Front page | perl.perl6.internals |
Postings from September 2002
Re: Of PMCs Buffers and memory management
From: Mike Lambert
September 29, 2002 00:39
Re: Of PMCs Buffers and memory management
Message ID: Pine.LNX.email@example.com
> >>First and foremost, is there any compelling reason, to have totally
> >>different structures for PMCs and Buffers?
> >>- Both have a ->data aka ->bufstart
> >>- Both have ->flags, that have vastly the same meaning.
> > As jason said in another message, Dan has changed his mind from
> > yesteryear, and decided that buffers and pmcs should be the same
> > structure. There are a few ideas of my own that would be better
> > implemented if we unified the two,
> Are there any additional hints or pointers regarding this?
As far as things that could be done? There've been some discussions on the
mailing list before, but nothing really concrete. Read the thread starting
I have a semi-todo list of things I'd like to get done at some point
regarding the GC system. I can nicefy this and post it if you like.

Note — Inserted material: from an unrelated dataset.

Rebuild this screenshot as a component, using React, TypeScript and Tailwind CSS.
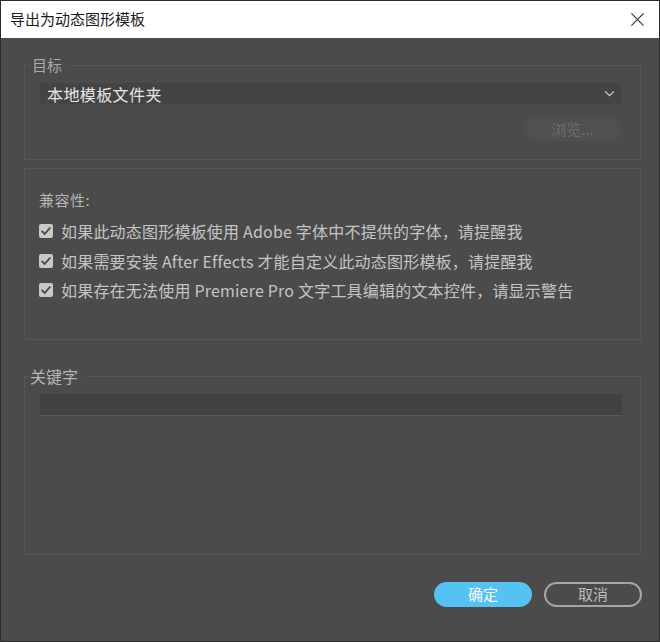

> > I could attempt a piecemeal conversion, submitting patches that get us a
> > bit closer, except that each patch would not be acceptable on its own due
> > to the confusion introduced. ie, having PMC use BUFFER_*_FLAGs,
> The internals during changes could be hidden with some #defines. So the
> surface would stay the same.
Yeah, but that seems even worse than the approach I mentioned above, only
because it requires yet another step to untangle and undo the defines
> > ... or having
> > worse memory usage/dod-speeds because of the larger size of buffers/pmcs
> > after they are unified, etc.
> Don't think so, that a unified type has to be larger. I tried to layout
> a data hierarchy, which basically should work, when other usages of e.g.
> "flags" and "buflen" in other structures or protypes are first renamed
> (s. attached test prog, native types used for brevity).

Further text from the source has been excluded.